Durante um longo século, que se estendeu das décadas finais de Oitocentos ao último quartel do século XX, as mudanças políticas profundas, as complexidades doutrinárias e filosóficas, as conflitualidades nacionais e internacionais, as violentas divergências políticas, sociais, profissionais de figuras nacionais relevantes coexistiram com esta mitologia, não abalando mas sim reforçando uma unidade teórica e ideológica do país em torno dos valores e dos projectos coloniais portugueses.
Muito diversas foram as personalidades que participaram nesta construção ideológica plurifacetada. Desde Oliveira Martins, autor de uma reflexão vigorosa sobre a construção da nação portuguesa, membro do Instituto de Antropologia de Paris e certamente o representante mais brilhante do darwinismo social em Portugal, aos republicanos Norton de Matos e Ferreira Diniz, até aos obreiros e agentes do Estado Novo, como Armindo Monteiro, Salazar, Adriano Moreira ou àqueles que lutavam contra a ditadura como Henrique Galvão e Cunha Leal, muitos foram os que contribuíram com as suas competências específicas para consolidar a negatividade do colonizado e a força civilizadora do colonizador, procedendo ao enquadramento da produção do conhecimento. “Os chamados «indígenas civilizados» (…) como todos os sociólogos colonialistas têm reconhecido, não passam (…) de arremedos grotescos de homens brancos.

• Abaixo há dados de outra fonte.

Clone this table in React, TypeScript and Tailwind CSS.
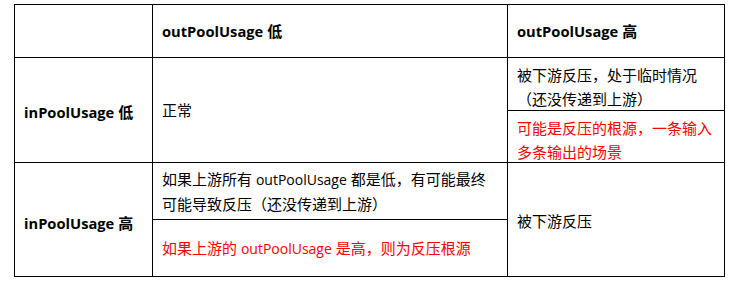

Salvo raras excepções (…), o «indígena civilizado» conserva a mentalidade do primitivo, mal encoberta pelo fraseado, gestos e indumentaria, copiados do europeu”, afirmava Vicente Ferreira (“Alguns aspectos da política indígena de Angola”, 1946, 220), antigo governador de Angola, exprimindo a leitura colectiva portuguesa dos africanos, que se apoiava na convicção de uma diferença cultural reforçada por uma herança genética singular, que nem o estatuto de assimilado podia alterar.